While there are plenty of long and quiet films that might be compared to the minimalist excess of Kings of the Road, Wenders’ humanist bent is so singularly his that comparisons to Tarkovsky or Tarr strike me as inapt. Instead, the work that I find most resembles Kings of the Road’s effects is not a film but a song: “Thin Blue Flame,” the penultimate track on singer-songwriter Josh Ritter’s 2006 LP The Animal Years. Running a truly epic 9 minutes and 39 seconds, “Thin Blue Flame” describes a series of visions experienced by the narrator—he sings of gliding along a countryside much like the one Bruno and Robert traverse, one ravaged by cruelty and war and seemingly abandoned by any benevolent guiding force. Confronted everywhere by the inevitability of pain, he struggles to conceive of a world defined by love and kindness rather than anger and fear.
Unlike other songs of comparable length, though—Meat Loaf’s “Bat Out of Hell,” for example, or Bruce Springsteen’s “Jungleland”—“Thin Blue Flame” isn’t constructed in movements like a rock take on an orchestral form. Instead, Ritter’s song is a straightforward escalating cycle, the same simple melody and AA/BB/CC/DD rhyme structure repeating and gathering almost imperceptibly in intensity until, after the temporal equivalent of three or four typical songs, the final catharsis can pay out with almost overwhelming power by virtue of the patience and deliberate build that Ritter took to get there.
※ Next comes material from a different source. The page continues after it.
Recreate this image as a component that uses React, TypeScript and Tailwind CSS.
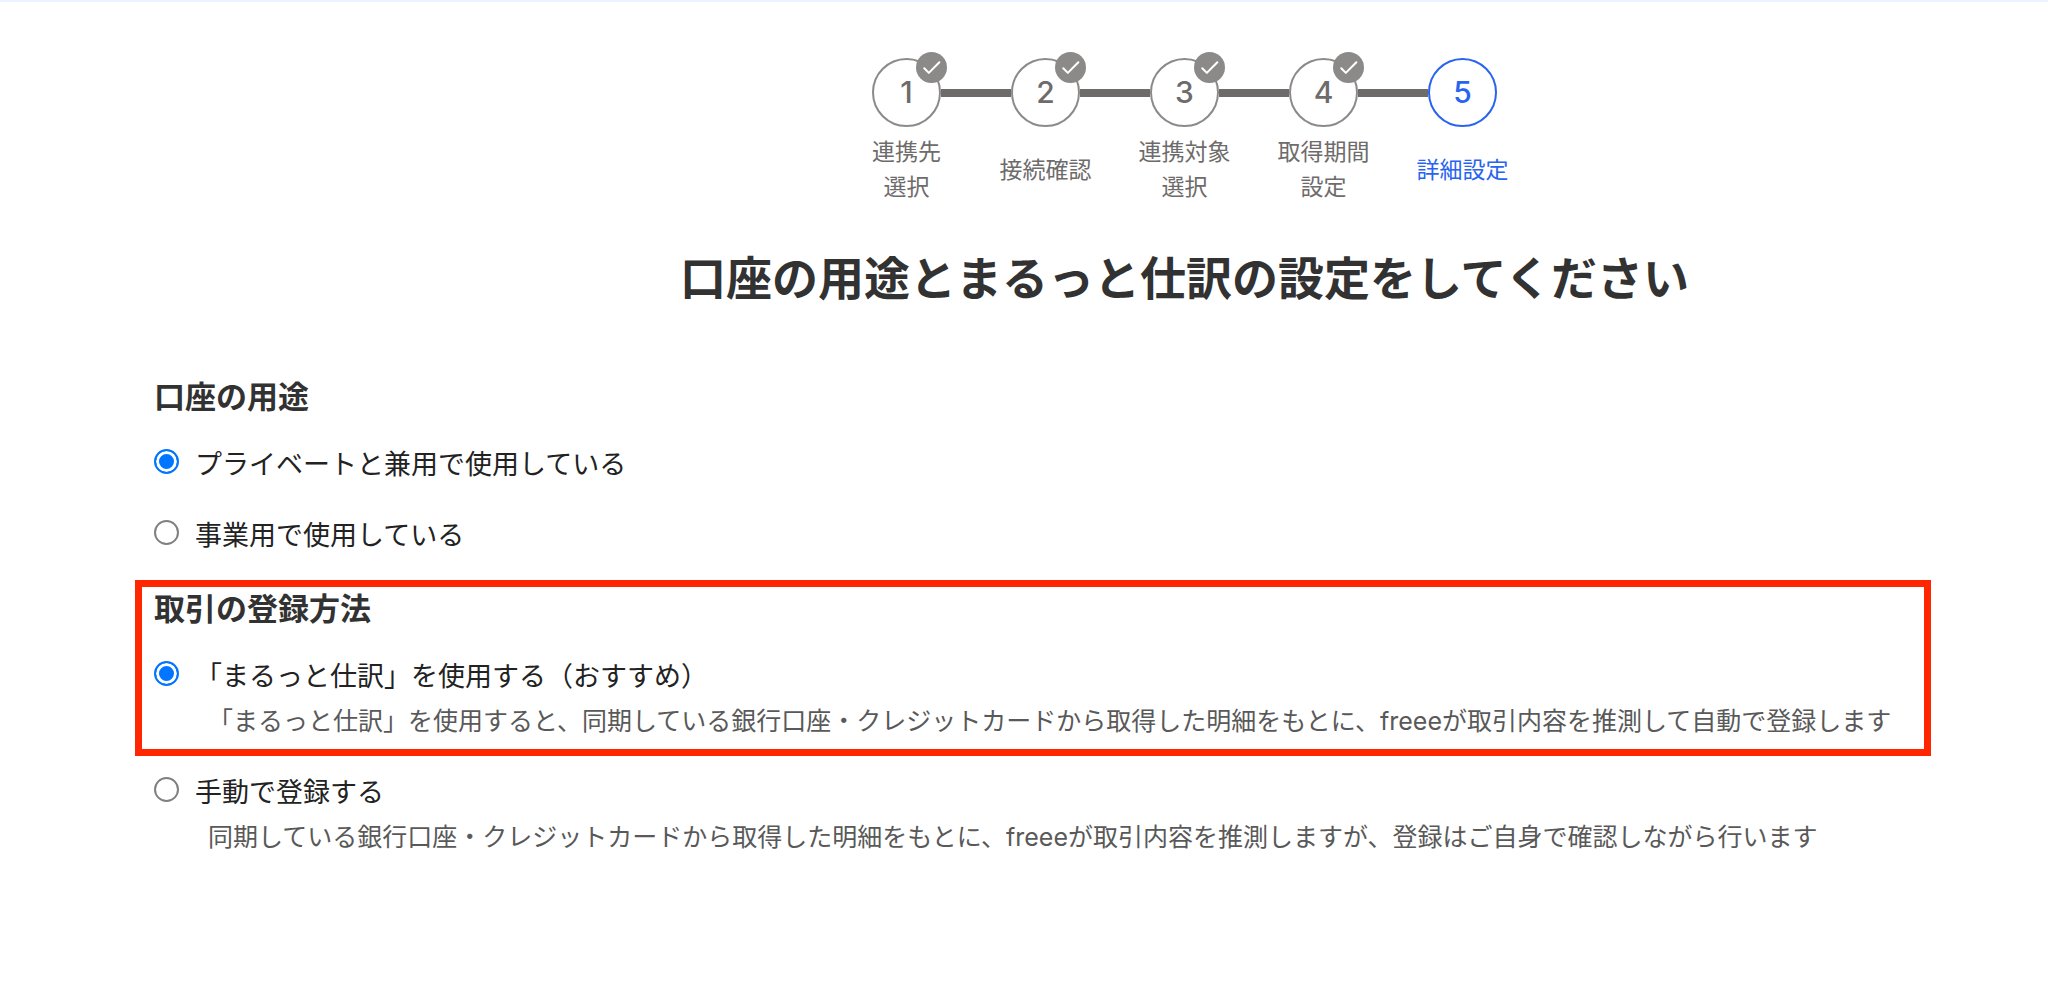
import { ReactNode, useId, useState } from "react";

type Step = { label: string[]; done: boolean };

const steps: Step[] = [
  { label: ["連携先", "選択"], done: true },
  { label: ["接続確認"], done: true },
  { label: ["連携対象", "選択"], done: true },
  { label: ["取得期間", "設定"], done: true },
  { label: ["詳細設定"], done: false },
];

function Brand() {
  return <span className="font-['Inter',sans-serif]">freee</span>;
}

function StepItem({ step, index }: { step: Step; index: number }) {
  const tone = step.done ? "border-[#8c8989] text-[#6e6b6b]" : "border-[#2864f0] text-[#2864f0]";
  return (
    <li
      aria-current={step.done ? undefined : "step"}
      className="flex w-[139px] flex-col items-center gap-1.5"
    >
      <div className="flex w-full items-center">
        <span className={index > 0 ? "h-2 flex-1 bg-[#6e6b6b]" : "h-2 flex-1"} />
        <span
          className={`relative flex size-[69px] items-center justify-center rounded-full border-2 font-['Inter',sans-serif] text-[30px] font-medium ${tone}`}
        >
          {index + 1}
          {step.done && (
            <svg
              viewBox="0 0 30 30"
              aria-hidden="true"
              className="absolute -top-2 -right-2 size-[31px]"
            >
              <circle cx="15" cy="15" r="15" fill="#8c8989" />
              <path
                d="M8 15.8 L12.4 20.2 L22.6 10"
                fill="none"
                stroke="#fff"
                strokeWidth="2"
                strokeLinecap="round"
                strokeLinejoin="round"
              />
            </svg>
          )}
        </span>
        <span className={step.done ? "h-2 flex-1 bg-[#6e6b6b]" : "h-2 flex-1"} />
      </div>
      <span
        className={`flex h-[70px] flex-col items-center justify-center text-[23px] leading-[35px] ${
          step.done ? "text-[#6e6b6b]" : "text-[#2864f0]"
        }`}
      >
        {step.label.map((line) => (
          <span key={line}>{line}</span>
        ))}
      </span>
    </li>
  );
}

type OptionProps = {
  name: string;
  checked: boolean;
  onSelect: () => void;
  label: string;
  children?: ReactNode;
};

function Option({ name, checked, onSelect, label, children }: OptionProps) {
  const id = useId();
  return (
    <div>
      <div className="flex items-center gap-4">
        <input
          type="radio"
          id={id}
          name={name}
          checked={checked}
          onChange={onSelect}
          aria-describedby={children ? `${id}-note` : undefined}
          className="size-[25px] shrink-0 appearance-none rounded-full border-2 border-[#808080] bg-white checked:border-[#0075ff] checked:bg-[#0075ff] checked:shadow-[inset_0_0_0_3px_#fff]"
        />
        <label htmlFor={id} className="pt-1 text-[27px] leading-10 text-[#222222]">
          {label}
        </label>
      </div>
      {children && (
        <p id={`${id}-note`} className="mt-1 pl-[54px] text-[25px] leading-10 text-[#595959]">
          {children}
        </p>
      )}
    </div>
  );
}

export default function App() {
  const [usage, setUsage] = useState("shared");
  const [method, setMethod] = useState("auto");

  return (
    <main className="min-h-screen border-t-2 border-[#ebf1ff] bg-white pt-14 pb-20 font-['Noto_Sans_CJK_JP',sans-serif] text-[#323232]">
      <header className="flex flex-col items-center pl-[321px]">
        <ol className="flex">
          {steps.map((step, i) => (
            <StepItem key={i} step={step} index={i} />
          ))}
        </ol>
        <h1 className="mt-10 text-[46px] leading-[64px] font-bold">
          口座の用途とまるっと仕訳の設定をしてください
        </h1>
      </header>

      <section className="mt-17 pl-[154px]" role="radiogroup" aria-labelledby="usage-title">
        <h2 id="usage-title" className="text-[31px] leading-10 font-bold">
          口座の用途
        </h2>
        <div className="mt-6 flex flex-col gap-[27px]">
          <Option
            name="usage"
            label="プライベートと兼用で使用している"
            checked={usage === "shared"}
            onSelect={() => setUsage("shared")}
          />
          <Option
            name="usage"
            label="事業用で使用している"
            checked={usage === "business"}
            onSelect={() => setUsage("business")}
          />
        </div>
      </section>

      <section className="mt-[26px]" role="radiogroup" aria-labelledby="method-title">
        <div className="mr-[117px] ml-[135px] border-[7px] border-[#ff2600] pb-2 pl-3">
          <h2 id="method-title" className="text-[31px] leading-10 font-bold">
            取引の登録方法
          </h2>
          <div className="mt-6">
            <Option
              name="method"
              label="「まるっと仕訳」を使用する（おすすめ）"
              checked={method === "auto"}
              onSelect={() => setMethod("auto")}
            >
              「まるっと仕訳」を使用すると、同期している銀行口座・クレジットカードから取得した明細をもとに、
              <Brand />
              が取引内容を推測して自動で登録します
            </Option>
          </div>
        </div>
        <div className="mt-[11px] pl-[154px]">
          <Option
            name="method"
            label="手動で登録する"
            checked={method === "manual"}
            onSelect={() => setMethod("manual")}
          >
            同期している銀行口座・クレジットカードから取得した明細をもとに、
            <Brand />
            が取引内容を推測しますが、登録はご自身で確認しながら行います
          </Option>
        </div>
      </section>
    </main>
  );
}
Ritter may violate the standard norms of folk rock by composing a sprawling epic that hews to neither folk traditions nor baroque rock formal experimentation, just as Wenders may violate the polarized aesthetic aims of the New German Cinema by blending and remixing them. But I do believe that in the best art, form follows function. That maxim was first put forth by the early modernist architect Louis Sullivan, who’s now seen as the father of skyscrapers, a pioneer of ridiculously large structures that seemed improbable at the outset but needed their size to express aesthetic values never before seen in the form. “It is the pervading law,” Sullivan wrote, “of all true manifestations of the head, of the heart, of the soul, that the life is recognizable in its expression.” If Ritter and Wenders could have expressed what they needed to express by using traditional techniques, then maybe they would have. But these works succeed and endure because they are the only possible manifestations of these uniquely panoramic visions of despair and awe.
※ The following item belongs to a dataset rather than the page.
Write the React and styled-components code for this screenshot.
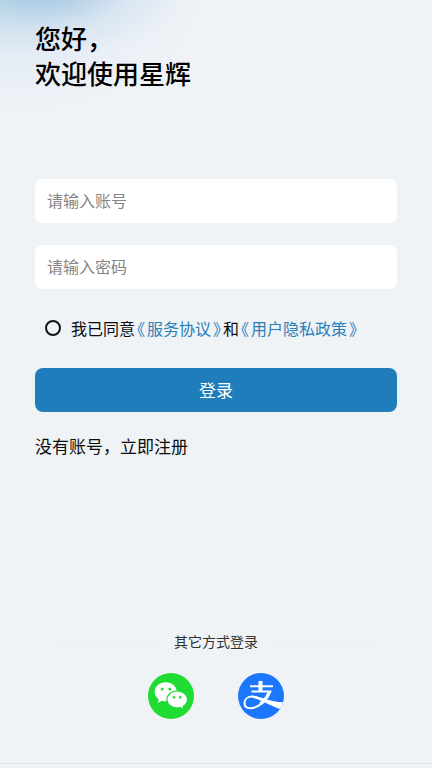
import React, { useState } from "react";
import styled, { createGlobalStyle } from "styled-components";

const GlobalStyle = createGlobalStyle`
  * {
    box-sizing: border-box;
  }
  body {
    margin: 0;
    background: #eff3f6;
    color: #0c0d0e;
    font-family: "Noto Sans CJK SC", sans-serif;
  }
  button, input {
    font-family: inherit;
  }
`

const Page = styled("div")`
  min-height: 100vh;
  display: flex;
  flex-direction: column;
  background:
    radial-gradient(ellipse 150px 72px at 42px -16px, #9cc3e0 0%, rgba(168, 202, 227, 0.8) 28%, rgba(195, 217, 235, 0.4) 60%, rgba(225, 234, 244, 0) 100%),
    radial-gradient(ellipse 210px 120px at 0 0, #cfe1ee 0%, #dee9f2 30%, #e8eef6 60%, rgba(236, 240, 247, 0.7) 80%, rgba(239, 243, 246, 0) 100%),
    #eff3f6;
`

const Main = styled("main")`
  flex: 1;
  display: flex;
  flex-direction: column;
  padding: 20px 35px 44px;
`

const Title = styled("h1")`
  margin: 0;
  color: #000;
  font-size: 26px;
  font-weight: 500;
  line-height: 35px;
`

const Form = styled("form")`
  display: flex;
  flex-direction: column;
  margin-top: 89px;
`

const Field = styled("input")`
  width: 100%;
  height: 44px;
  margin-bottom: 22px;
  padding: 0 12px 2px;
  border: 0;
  border-radius: 8px;
  background: #fff;
  font-size: 16px;
  outline: none;

  &::placeholder {
    color: #858585;
    opacity: 1;
  }
`

const Agreement = styled("div")`
  display: flex;
  align-items: center;
  gap: 10px;
  height: 34px;
  padding-left: 10px;
  font-size: 16px;
  line-height: 24px;
  white-space: nowrap;
`

const Check = styled("input")`
  appearance: none;
  flex: none;
  width: 16px;
  height: 16px;
  margin: 0;
  border: 2px solid #111;
  border-radius: 50%;

  &:checked {
    background: #207dbc;
  }
`

const Link = styled("a")`
  color: ${(props) => (props.$plain ? "inherit" : "#2b80b9")};
  text-decoration: none;
`

/* book title marks take half a character plus a little air */
const Mark = styled("span")`
  margin: 0 2px;
  font-feature-settings: "halt";
`

const Submit = styled("button")`
  height: 44px;
  margin-top: 23px;
  padding: 0 0 2px;
  border: 0;
  border-radius: 8px;
  background: #207dbc;
  color: #fff;
  font-size: 17px;
  cursor: pointer;
`

const Register = styled("p")`
  margin: 22px 0 0;
  font-size: 17px;
  line-height: 24px;
`

const Other = styled("section")`
  margin-top: auto;
`

const Divider = styled("div")`
  display: flex;
  align-items: center;
  gap: 13px;
  padding: 0 20px;
  color: #333;
  font-size: 14px;
  line-height: 20px;

  &::before, &::after {
    content: "";
    flex: 1;
    height: 1px;
    background: #ebeef1;
  }
`

const Socials = styled("div")`
  display: flex;
  justify-content: center;
  gap: 44px;
  margin-top: 22px;
`

const Social = styled("button")`
  width: 46px;
  height: 46px;
  padding: 0;
  border: 0;
  border-radius: 50%;
  overflow: hidden;
  background: ${(props) => props.$color};
  cursor: pointer;

  svg {
    display: block;
  }
`

const BottomBar = styled("footer")`
  height: 5px;
  border-top: 1px solid #e1e5e8;
  background: #eff3f7;
`

const WechatIcon = () => (
  <svg width="46" height="46" viewBox="0 0 46 46" aria-hidden="true">
    <path fill="#fff" d="M17.7 9.3c-6.200 0-11.100 4.200-11.100 9.500 0 3 1.600 5.600 4.200 7.400l-1.100 3.800 4.100-2.300c1.200.4 2.500.6 3.900.6 6.100 0 11.100-4.200 11.100-9.500s-5-9.500-11.100-9.500z" />
    <path fill="#fff" stroke="#1fdc32" strokeWidth="1.200" d="M29.200 17.900c-5.700 0-10.300 3.900-10.300 8.600s4.600 8.600 10.300 8.600c1.200 0 2.300-.2 3.400-.5l3.500 2-.9-3.300c2.600-1.500 4.300-4 4.300-6.800 0-4.700-4.600-8.600-10.300-8.600z" />
    <g fill="#1fdc32">
      <circle cx="14.200" cy="16" r="1.500" />
      <circle cx="21.800" cy="16" r="1.500" />
      <circle cx="26.100" cy="24.200" r="1.300" />
      <circle cx="32.300" cy="24.200" r="1.300" />
    </g>
  </svg>
)

const AlipayIcon = () => (
  <svg width="46" height="46" viewBox="0 0 46 46" aria-hidden="true">
    <g fill="#fff">
      <path d="M20.500 8h4v10h-4z" />
      <path d="M12 12.300h23v2H12z" />
      <path d="M13.500 17.600h20v2h-20z" />
      <path d="M13.500 22.500C22 22.700 29 28.500 46 29.300L44 36.300C33.500 34 24 26.500 13.500 24.600z" />
    </g>
    <g fill="none" stroke="#fff">
      <path strokeWidth="3.400" d="M31.600 18.500C30 23 27 27.500 22.300 31" />
      <path strokeWidth="2" d="M23.500 30.600C19.500 34.300 15.500 35.200 12.500 35.200c-4 0-6-2.200-6-5.200 0-4 3.500-6.400 8-6.400" />
    </g>
  </svg>
)

const App = () => {
  const [agreed, setAgreed] = useState(false)

  return (
    <Page>
      <GlobalStyle />
      <Main>
        <Title>您好，<br />欢迎使用星辉</Title>
        <Form onSubmit={(e) => e.preventDefault()}>
          <Field type="text" placeholder="请输入账号" aria-label="请输入账号" />
          <Field type="password" placeholder="请输入密码" aria-label="请输入密码" />
          <Agreement>
            <Check id="agree" type="checkbox" checked={agreed} onChange={(e) => setAgreed(e.target.checked)} />
            <div>
              <label htmlFor="agree">我已同意</label>
              <Link href="#service"><Mark>《</Mark>服务协议<Mark>》</Mark></Link>
              和
              <Link href="#privacy"><Mark>《</Mark>用户隐私政策<Mark>》</Mark></Link>
            </div>
          </Agreement>
          <Submit type="submit">登录</Submit>
        </Form>
        <Register>没有账号，<Link $plain href="#register">立即注册</Link></Register>
        <Other>
          <Divider>其它方式登录</Divider>
          <Socials>
            <Social $color="#1fdc32" type="button" aria-label="微信"><WechatIcon /></Social>
            <Social $color="#1a77fe" type="button" aria-label="支付宝"><AlipayIcon /></Social>
          </Socials>
        </Other>
      </Main>
      <BottomBar />
    </Page>
  )
}

export default App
After Bruno and Robert sleep off their drunken brawl, Wenders’ patience will pay off in a pair of euphoric choices by these two figures transformed by their journey. In the morning, Robert will leave the outpost before Bruno wakes, at last returning his friend’s coveted solitude, and travel to a nearby train station where he will trade his empty suitcase for a small child’s notebook, leaving behind his baggage and gaining a blank slate. Upon waking, Bruno will stumble out into the misty morning and make his way to the east/west border, where he will let loose a cleansing, animalistic howl—but rather than screaming across the border, he will put his back to East Germany and direct his emotion homewards, at the past rather than the future. No longer content to live like a ghost, Bruno will plant his feet firmly in his surroundings and make himself known.
Though it will take a long night of restless, liquor-addled sleep, the aufarbeitung will be complete at last.